In a Facebook post on Tuesday evening accompanied by a photo of two positive rapid tests, Petit wrote that he’d been careful and vaccinated — dodging moose but unable to dodge COVID-19.

“I made some calls fishing for the person most appropriate to take them kids to Nome I landed a big fish ... The King of the trails gets to take them cause well, I trust that guy to put the dogs first I trust him to take a team he knows from afar and go race them to their full ability I’m honored that he accepted my offer I’ll be arm chairing with you guys watching the progress with my pulse oximeter on my finger I hope he has fun with them I know they’ll have fun with him!” Petit wrote.

For Petit, the whole ordeal began at dinner with a friend a few nights ago, when he noticed his throat was feeling scratchy. After a night of cold sweats, Petit took a rapid test, which came back positive. So did another test taken six hours later. He wasn’t happy.
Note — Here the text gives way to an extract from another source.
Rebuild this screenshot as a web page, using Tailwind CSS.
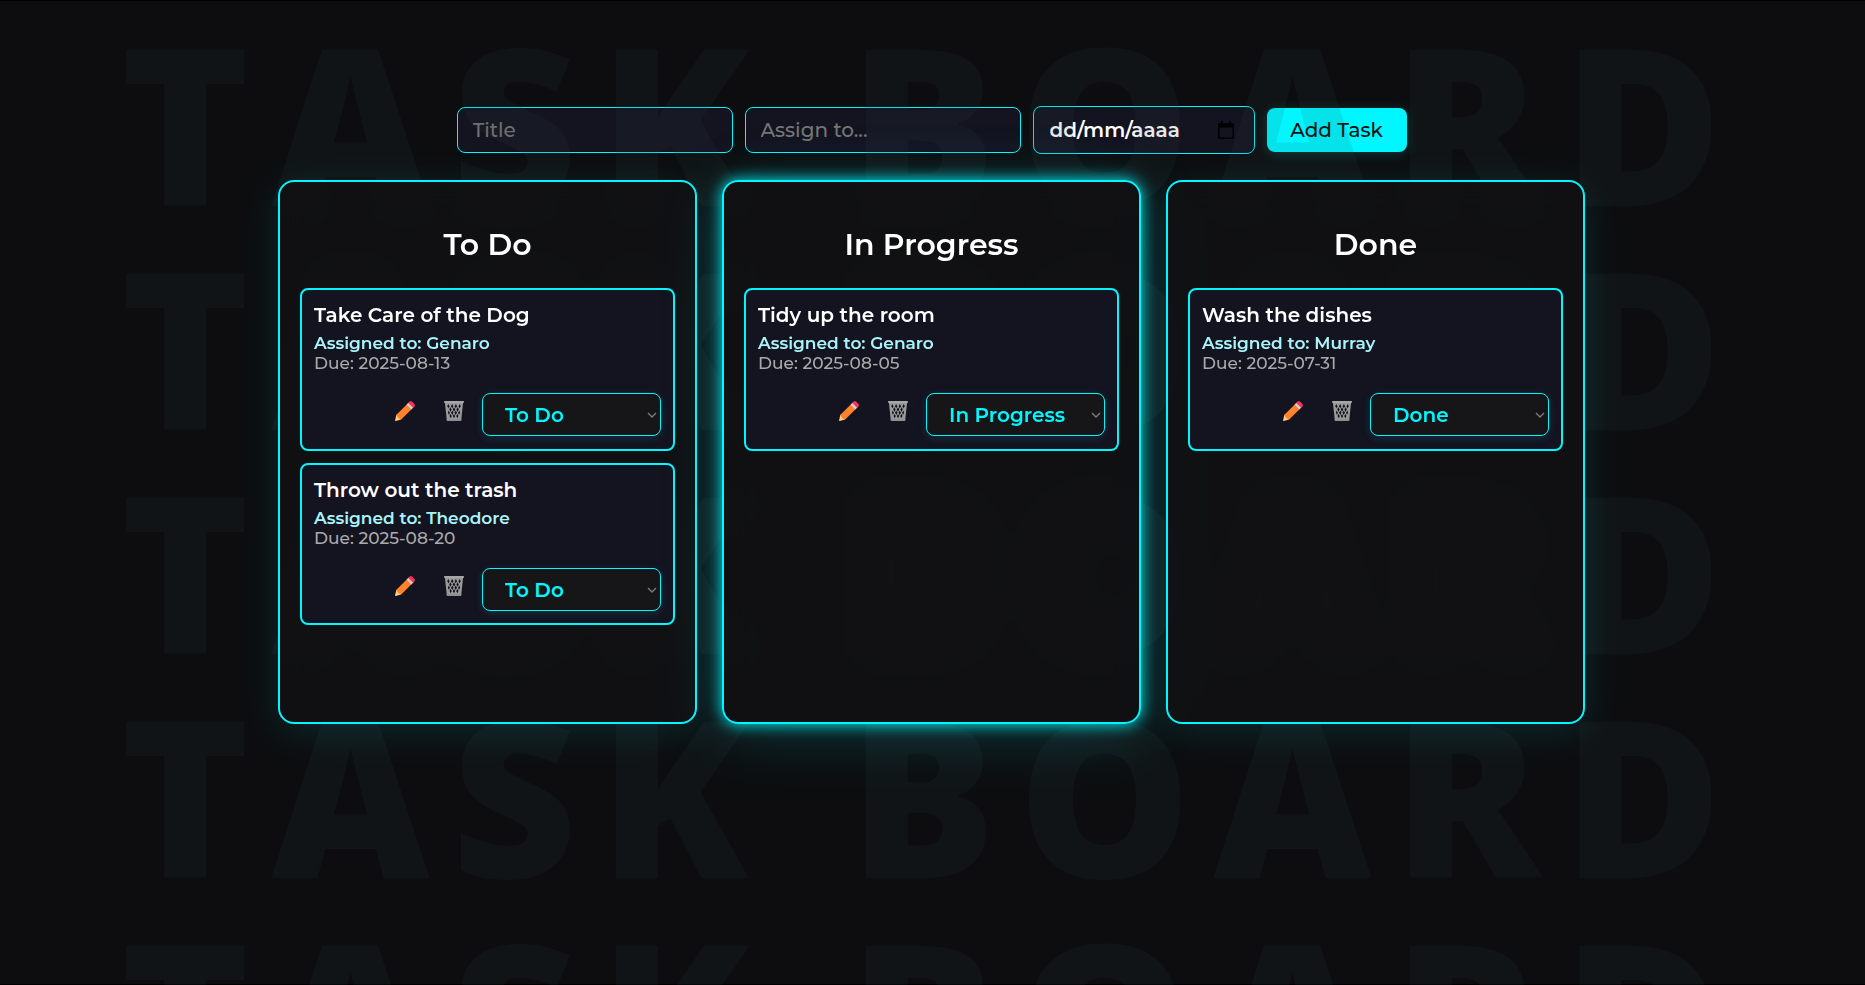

“I‘m like, I spent all this money putting all this stuff out there and I’m not a rich guy, but there goes a bunch of waste, and these dogs are awesome, and they should go down the trail,” Petit said. “So I started poking around, looking for somebody that is the right person to take them.”
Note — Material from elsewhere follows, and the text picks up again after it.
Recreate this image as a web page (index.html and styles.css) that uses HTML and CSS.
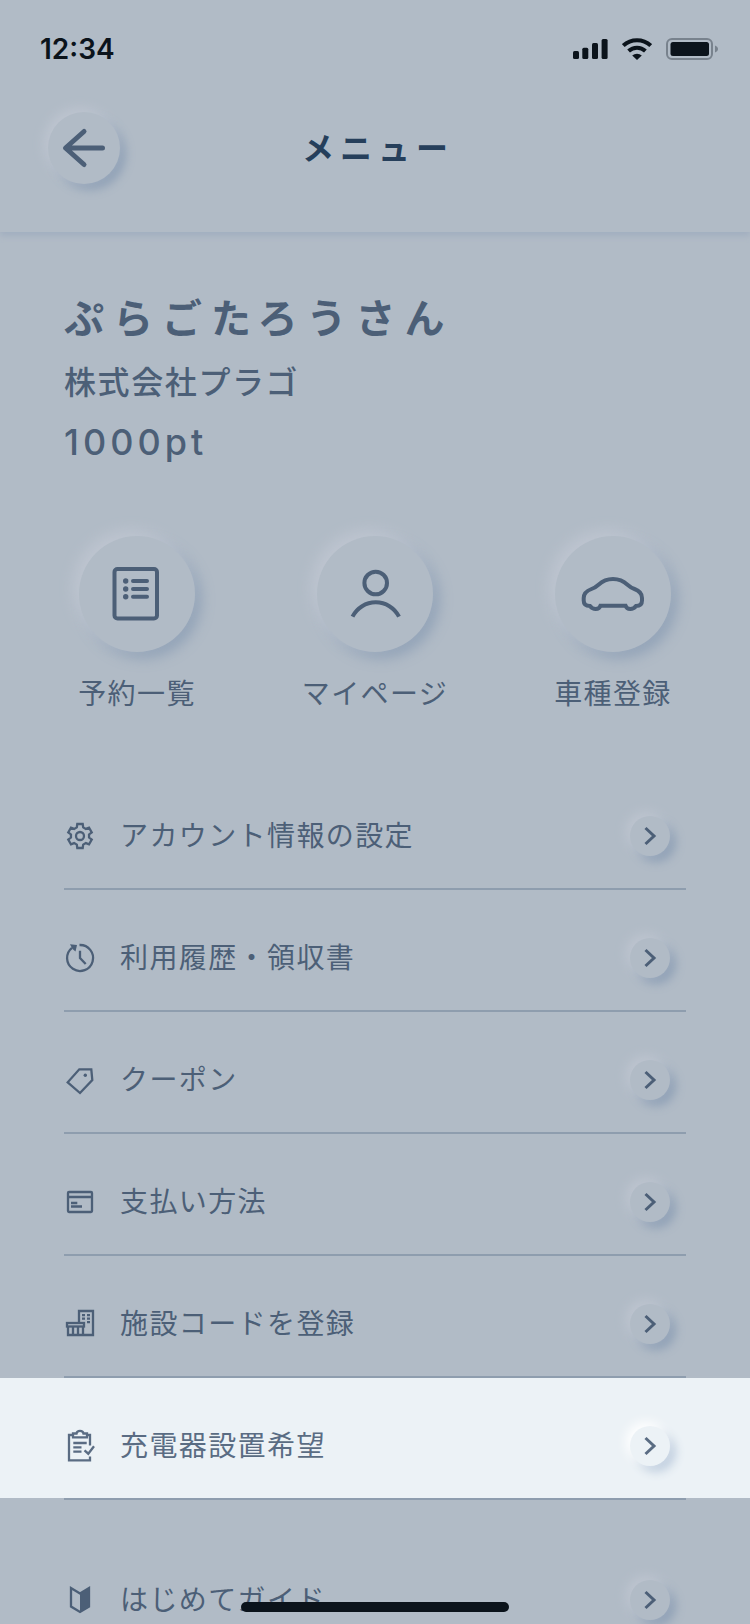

The dogs that King will run are all descendants of a dog named Beamer, who was born at King’s kennel nearly 13 years ago. That’s one of the reasons Petit reached out, he said.

Petit said he wouldn’t have asked King if he hadn’t trusted him to make his own judgments during the race.
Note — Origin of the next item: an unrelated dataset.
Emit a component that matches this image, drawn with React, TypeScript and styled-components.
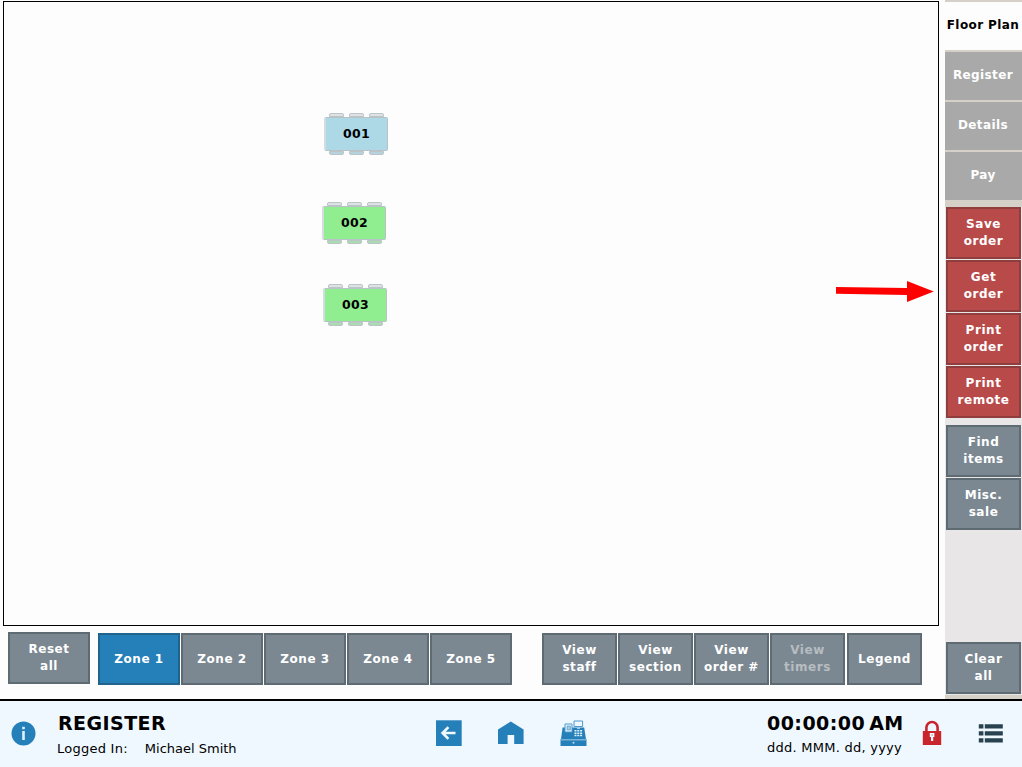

“I told him the general idea for how I might have done this race, but anytime I make a plan I change it on the way, so he’s free to do what he’s gonna do,” Petit said.

Missing the Iditarod start, Petit said, will be the hardest part.

But it won’t be the first race start Petit will have missed this season: He said his truck wouldn’t start before the Copper Basin 300. Since he couldn’t race, Petit said he did some online commentary, which he said he plans to do during the Iditarod as well.

The race, which is returning to Nome this year after last year’s COVID-altered out-and-back route, has implemented several precautionary measures, and all mushers, veterinarians and volunteers must be fully vaccinated.

King hopes he and handler Otto will end up on similar schedules during the race and that they might benefit from each other.

“I might be able to take get some warm fuzzies from her wonderful, youthful exuberance and she might be able to benefit a little bit from my trail experience,” he said.

King is no stranger to last-minute illness upending Iditarod plans. In 2020, he had to drop out of the race for emergency surgery. He then spent a year and a half recovering, with a third and final surgery last October, and said that recovery is the main reason he hasn’t raced.

[Mushers from the inaugural Iditarod look back as the race enters its 50th run]

King plans to meet the dogs and go out for a run Friday. Petit is writing up what’s in each drop bag and has written a description of each dog’s strengths, weaknesses and other preferences. King said the dogs will be running a much slower pace than what they would with Petit.

“Anybody can drive a racecar if you just back off on the gas a little bit,” King said.